When U.S. Commerce Secretary Gina Raimondo spoke to a group of business leaders at a Detroit Economic Club gathering back in November 2021, she used the speech to urge Congress to pass the CHIPS Act, designed to pour millions into the U.S. semiconductor production.
On Thursday, Congress finally did just that.
In a bipartisan vote that saw two dozen Republicans join Democrats in voting for the act, the U.S. House of Representatives passed the bill 243-187. The bill passed the U.S. Senate Wednesday and is on its way to President Joe Biden’s desk.
Biden released a statement Thursday saying he would sign the bill.
“By making more semiconductors in the United States, this bill will increase domestic manufacturing and lower costs for families,” Biden said. “And, it will strengthen our national security by making us less dependent on foreign sources of semiconductors.”
Raimondo talked about the issue with a sense of urgency in her Detroit appearance.

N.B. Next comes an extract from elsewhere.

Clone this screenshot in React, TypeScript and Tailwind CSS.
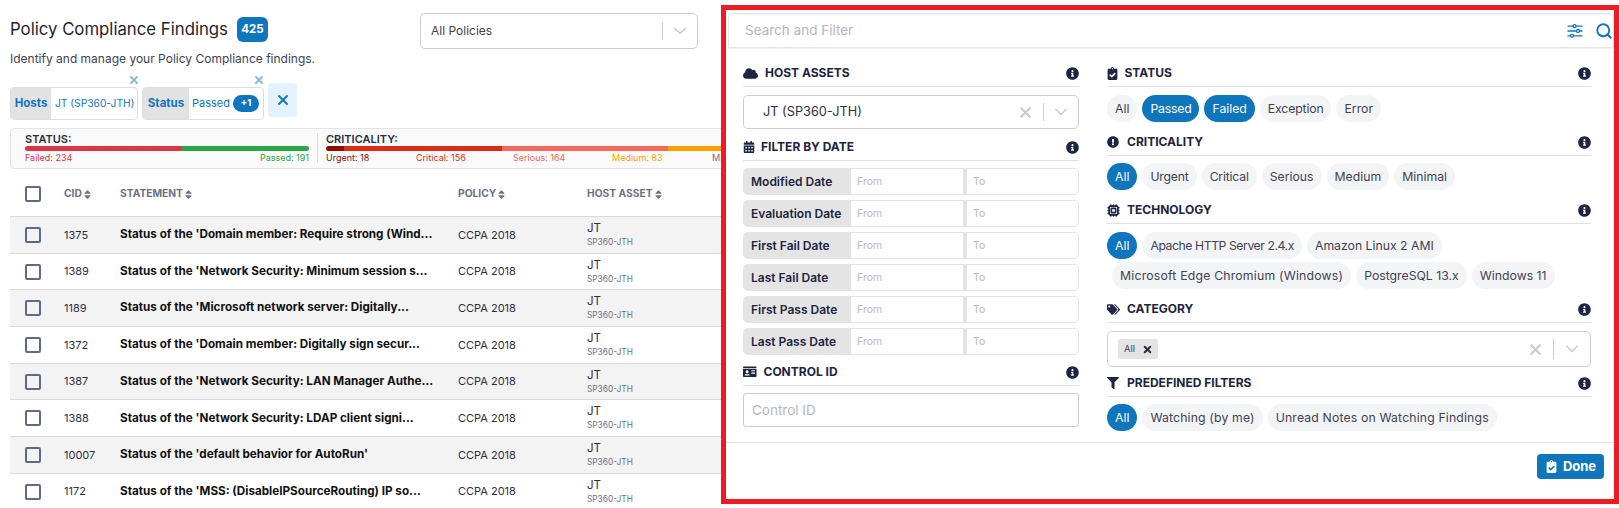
import React from "react";
import { ChevronDown, X, Search, Cpu } from "lucide-react";
import {
  FaCloud, FaCalendarAlt, FaIdCard, FaClipboardCheck, FaExclamationCircle,
  FaTags, FaFilter, FaInfoCircle, FaSort,
} from "react-icons/fa";

const rows = [
  ["1375", "Status of the 'Domain member: Require strong (Wind..."],
  ["1389", "Status of the 'Network Security: Minimum session s..."],
  ["1189", "Status of the 'Microsoft network server: Digitally..."],
  ["1372", "Status of the 'Domain member: Digitally sign secur..."],
  ["1387", "Status of the 'Network Security: LAN Manager Authe..."],
  ["1388", "Status of the 'Network Security: LDAP client signi..."],
  ["10007", "Status of the 'default behavior for AutoRun'"],
  ["1172", "Status of the 'MSS: (DisableIPSourceRouting) IP so..."],
];

function Heading({ icon, title, className, gap }: { icon: React.ReactNode; title: string; className: string; gap: string }) {
  return (
    <div className={`flex h-[27px] items-center justify-between border-b border-[#e2e2e2] ${className}`}>
      <div className={`flex items-center ${gap} text-[#1c2541]`}>
        {icon}
        <span className="text-[12px] font-bold">{title}</span>
      </div>
      <FaInfoCircle className="text-[13px] text-[#1c2541]" />
    </div>
  );
}

function Pill({ label, active, cls = "" }: { label: string; active?: boolean; cls?: string }) {
  return (
    <span className={`ml-[5px] flex h-[27px] items-center rounded-full px-[8px] pt-px text-[12.25px] first:ml-0 ${cls} ${active ? "bg-[#0f75bc] text-white" : "bg-[#f3f4f6] text-[#3f4254]"}`}>
      {label}
    </span>
  );
}

function DateRow({ label }: { label: string }) {
  return (
    <div className="flex h-[27px] overflow-hidden rounded-[5px] border border-[#e4e4e4] bg-[#e4e4e4]">
      <span className="flex w-[107px] items-center pl-[7px] text-[12px] font-semibold text-[#1c2541]">{label}</span>
      <span className="flex w-[112px] items-center bg-white pl-[6px] text-[10.5px] text-[#b5b5c3]">From</span>
      <span className="ml-[4px] flex flex-1 items-center bg-white pl-[6px] text-[10.5px] text-[#b5b5c3]">To</span>
    </div>
  );
}

function Sliders() {
  return (
    <svg viewBox="0 0 16 14" className="mr-[12px] ml-auto h-[14px] w-[16px]" fill="none" stroke="#0f75bc" strokeWidth="1.3">
      <path d="M0.5 2.2H15.5M0.5 7H15.5M0.5 11.8H15.5" />
      <circle cx="7.5" cy="2.2" r="1.5" fill="#ffffff" />
      <circle cx="11" cy="7" r="1.5" fill="#ffffff" />
      <circle cx="5" cy="11.8" r="1.5" fill="#ffffff" />
    </svg>
  );
}

export default function App() {
  return (
    <div className="flex h-[508px] w-[1619px] overflow-hidden bg-white font-['Inter','Noto_Sans',sans-serif]">
      <div className="h-[508px] w-[721px] shrink-0 overflow-hidden">
        <div className="flex h-[49px] items-start pr-[23px] pl-[10px] pt-[13px]">
          <div className="flex h-[33px] items-center gap-[9px]">
            <h1 className="text-[16.75px] font-normal whitespace-nowrap text-[#1f2430]">Policy Compliance Findings</h1>
            <span className="flex h-[25px] w-[31px] items-center justify-center rounded-[6px] bg-[#0f75bc] text-[11.5px] font-bold text-white">425</span>
          </div>
          <div className="ml-auto flex h-[36px] w-[278px] items-center rounded-[5px] border border-[#cccccc] pl-[10px]">
            <span className="text-[12px] text-[#3f4254]">All Policies</span>
            <span className="ml-auto h-[18px] w-px bg-[#cccccc]" />
            <ChevronDown className="mx-[7px] h-[20px] w-[20px] text-[#cccccc]" />
          </div>
        </div>

        <p className="mt-px h-[18px] pl-[10px] text-[12px] leading-[18px] text-[#3f4254]">Identify and manage your Policy Compliance findings.</p>

        <div className="relative mt-[15px] flex h-[37px] items-start gap-[4px] pl-[10px]">
          <div className="relative mt-[4px] flex h-[33px] w-[128px] overflow-hidden rounded-[4px] border border-[#dddddd]">
            <span className="flex w-[40px] items-center justify-center bg-[#e2e2e2] text-[11.5px] font-bold text-[#0f75bc]">Hosts</span>
            <span className="flex flex-1 items-center pl-[4px] text-[10.25px] whitespace-nowrap text-[#0f75bc]">JT (SP360-JTH)</span>
          </div>
          <div className="mt-[4px] flex h-[33px] w-[122px] overflow-hidden rounded-[4px] border border-[#dddddd]">
            <span className="flex w-[46px] items-center justify-center bg-[#e2e2e2] text-[11.5px] font-bold text-[#0f75bc]">Status</span>
            <span className="flex flex-1 items-center pl-[3px] text-[11px] text-[#0f75bc]">
              Passed
              <span className="ml-[3px] flex h-[17px] w-[26px] items-center justify-center rounded-full bg-[#0f75bc] text-[9.5px] font-bold text-white">+1</span>
            </span>
          </div>
          <div className="flex h-[34px] w-[29px] items-center justify-center rounded-[4px] bg-[#e3f2fd] text-[#0f75bc]">
            <X className="h-[16px] w-[16px]" strokeWidth={2.8} />
          </div>
          <X className="absolute top-[-9px] left-[128px] h-[12px] w-[12px] text-[#8db9dc]" strokeWidth={4} />
          <X className="absolute top-[-9px] left-[253px] h-[12px] w-[12px] text-[#8db9dc]" strokeWidth={4} />
        </div>

        <div className="mt-[8px] ml-[10px] flex h-[41px] w-[730px] rounded-[4px] border border-[#e4e4e4] bg-[#fafafa] pt-[4px]">
          <div className="ml-[14px] w-[284px] shrink-0">
            <div className="text-[11px] leading-[12px] font-semibold text-[#2b2f3f]">STATUS:</div>
            <div className="mt-[1px] flex h-[5px] overflow-hidden rounded-full">
              <div className="w-[157px] bg-[#dc3545]" />
              <div className="flex-1 bg-[#28a745]" />
            </div>
            <div className="mt-[1px] flex justify-between text-[9px] leading-[11px]">
              <span className="text-[#dc3545]">Failed: 234</span>
              <span className="text-[#28a745]">Passed: 191</span>
            </div>
          </div>
          <div className="mx-[8px] h-[30px] w-px shrink-0 bg-[#dddddd]" />
          <div className="flex-1">
            <div className="text-[11px] leading-[12px] font-semibold text-[#2b2f3f]">CRITICALITY:</div>
            <div className="mt-[1px] flex h-[5px] overflow-hidden rounded-l-full">
              <div className="w-[18px] bg-[#8b1000]" />
              <div className="w-[158px] bg-[#d92e15]" />
              <div className="w-[166px] bg-[#f4695a]" />
              <div className="flex-1 bg-[#ff9f00]" />
            </div>
            <div className="mt-[1px] flex text-[9px] leading-[11px] whitespace-nowrap">
              <span className="w-[90px] text-[#8b1000]">Urgent: 18</span>
              <span className="w-[97px] text-[#d92e15]">Critical: 156</span>
              <span className="w-[99px] text-[#f4695a]">Serious: 164</span>
              <span className="w-[100px] text-[#ff9f00]">Medium: 83</span>
              <span className="text-[#6c7293]">Minimal</span>
            </div>
          </div>
        </div>

        <div className="ml-[10px] flex h-[48px] items-center border-b border-[#d8d8de] pt-[3px] text-[10.25px] font-bold text-[#6b7085]">
          <span className="ml-[15px] h-[16px] w-[16px] rounded-[2px] border-2 border-[#5c6b8a]" />
          <span className="ml-[23px] flex w-[56px] items-center">CID<FaSort className="text-[11px]" /></span>
          <span className="flex w-[338px] items-center">STATEMENT<FaSort className="text-[11px]" /></span>
          <span className="flex w-[129px] items-center">POLICY<FaSort className="text-[11px]" /></span>
          <span className="flex items-center whitespace-nowrap">HOST ASSET<FaSort className="text-[11px]" /></span>
        </div>
        {rows.map(([cid, st], i) => (
          <div key={cid} className={`ml-[10px] flex h-[36.7px] items-center border-b border-[#d8d8de] ${i % 2 === 0 ? "bg-[#f3f3f3]" : "bg-white"}`}>
            <span className="ml-[15px] h-[16px] w-[16px] rounded-[2px] border-2 border-[#5c6b8a]" />
            <span className="ml-[23px] w-[56px] text-[11px] text-[#2b2f3f]">{cid}</span>
            <span className="w-[338px] text-[11.7px] font-bold whitespace-nowrap text-[#111111]">{st}</span>
            <span className="w-[129px] text-[11px] text-[#2b2f3f]">CCPA 2018</span>
            <span className="flex flex-col">
              <span className="text-[11.5px] leading-[15px] text-[#2b2f3f]">JT</span>
              <span className="text-[8.3px] leading-[13px] text-[#6b7085]">SP360-JTH</span>
            </span>
          </div>
        ))}
      </div>

      <div className="mt-[5px] h-[499px] w-[898px] shrink-0 border-[5px] border-[#ed1c24] bg-white">
        <div className="ml-[2px] mt-[3px] flex h-[35px] items-center rounded-t-[4px] border border-[#e6e6e6] pl-[16px] shadow-[0_1px_1px_rgba(0,0,0,0.06)]">
          <span className="text-[13.5px] text-[#b5b5c3]">Search and Filter</span>
          <Sliders />
          <Search className="h-[18px] w-[18px] text-[#0f75bc]" strokeWidth={2.5} />
        </div>

        <div className="flex h-[395px] gap-[28px] border-b border-[#e6e6e6] pt-[12px] pl-[17px]">
          <div className="w-[336px] shrink-0">
            <Heading icon={<FaCloud className="text-[15px]" />} gap="gap-[7px]" title="HOST ASSETS" className="mb-[8px]" />
            <div className="flex h-[34px] items-center rounded-[5px] border border-[#cccccc] pl-[19px]">
              <span className="text-[12.75px] text-[#2b2f3f]">JT (SP360-JTH)</span>
              <X className="mr-[9px] ml-auto h-[17px] w-[17px] text-[#cccccc]" strokeWidth={3.2} />
              <span className="h-[18px] w-px bg-[#cccccc]" />
              <ChevronDown className="mx-[7px] h-[20px] w-[20px] text-[#cccccc]" />
            </div>
            <Heading icon={<FaCalendarAlt className="text-[12px]" />} gap="gap-[6px]" title="FILTER BY DATE" className="mt-[5px] mb-[7px]" />
            <div className="flex flex-col gap-[5px]">
              {["Modified Date", "Evaluation Date", "First Fail Date", "Last Fail Date", "First Pass Date", "Last Pass Date"].map((d) => (
                <DateRow key={d} label={d} />
              ))}
            </div>
            <Heading icon={<FaIdCard className="text-[13.5px]" />} gap="gap-[7px]" title="CONTROL ID" className="mt-[4px] mb-[7px]" />
            <div className="flex h-[34px] items-center rounded-[3px] border border-[#cccccc] pl-[8px] text-[13.5px] text-[#b5b5c3]">Control ID</div>
          </div>

          <div className="w-[484px] shrink-0">
            <Heading icon={<FaClipboardCheck className="ml-[-1.5px] text-[13px]" />} gap="gap-[6px]" title="STATUS" className="mb-[8px]" />
            <div className="flex flex-wrap">
              <Pill label="All" />
              <Pill label="Passed" active cls="tracking-[-0.2px]" />
              <Pill label="Failed" active />
              <Pill label="Exception" cls="tracking-[-0.15px]" />
              <Pill label="Error" />
            </div>
            <Heading icon={<FaExclamationCircle className="text-[12px]" />} gap="gap-[8px]" title="CRITICALITY" className="mt-[7px] mb-[7px]" />
            <div className="flex flex-wrap">
              <Pill label="All" active />
              <Pill label="Urgent" cls="tracking-[-0.2px]" />
              <Pill label="Critical" cls="tracking-[-0.2px]" />
              <Pill label="Serious" />
              <Pill label="Medium" />
              <Pill label="Minimal" />
            </div>
            <Heading icon={<Cpu className="h-[13px] w-[13px]" strokeWidth={3} />} gap="gap-[7px]" title="TECHNOLOGY" className="mt-[7px] mb-[8px]" />
            <div className="flex flex-wrap gap-y-[3px]">
              <Pill label="All" active />
              <Pill label="Apache HTTP Server 2.4.x" cls="tracking-[-0.45px]" />
              <Pill label="Amazon Linux 2 AMI" />
              <Pill label="Microsoft Edge Chromium (Windows)" cls="tracking-[0.2px]" />
              <Pill label="PostgreSQL 13.x" />
              <Pill label="Windows 11" />
            </div>
            <Heading icon={<FaTags className="text-[13px]" />} gap="gap-[7px]" title="CATEGORY" className="mt-[7px] mb-[8px]" />
            <div className="flex h-[36px] items-center rounded-[5px] border border-[#cccccc] pl-[10px]">
              <span className="flex h-[20px] w-[40px] items-center gap-[7px] rounded-[2px] bg-[#e4e4e4] pl-[6px] text-[9.5px] text-[#3f4254]">
                All
                <X className="h-[11px] w-[11px] text-[#2b2f3f]" strokeWidth={4.5} />
              </span>
              <X className="mr-[9px] ml-auto h-[17px] w-[17px] text-[#cccccc]" strokeWidth={3.2} />
              <span className="h-[20px] w-px bg-[#cccccc]" />
              <ChevronDown className="mx-[8px] h-[20px] w-[20px] text-[#cccccc]" />
            </div>
            <Heading icon={<FaFilter className="text-[12px]" />} gap="gap-[8px]" title="PREDEFINED FILTERS" className="mt-[3px] mb-[7px]" />
            <div className="flex flex-wrap">
              <Pill label="All" active />
              <Pill label="Watching (by me)" cls="tracking-[0.15px]" />
              <Pill label="Unread Notes on Watching Findings" cls="tracking-[0.15px]" />
            </div>
          </div>
        </div>

        <div className="flex justify-end pt-[11px] pr-[10px]">
          <span className="flex h-[25px] w-[67px] items-center justify-center gap-[5px] rounded-[4px] bg-[#0f75bc] text-[13px] font-bold text-white">
            <FaClipboardCheck className="text-[13px]" />
            Done
          </span>
        </div>
      </div>
    </div>
  );
}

“Here’s the reality: We can’t wait, because the rest of the world isn’t waiting,” she said then. “China, Taiwan, the EU, other countries are incentivizing and subsidizing the production of chips right now, and they have been for a long time.”
The legislation addresses a semiconductor chip shortage and making the U.S. less dependent on countries, such as China, for manufacturing. Supporters say the measure is important not only for US technological innovation, but for national security as well.
The bill sets up incentives for domestic semiconductor manufacturing as well as research and development and includes more than $50 billion in funding for that aim, CNN reported.
The legislation also includes a number of provisions aimed at bolstering scientific research, including authorizing billions of dollars for the National Science Foundation, the Department of Commerce and the National Institute of Standards and Technology, the network said.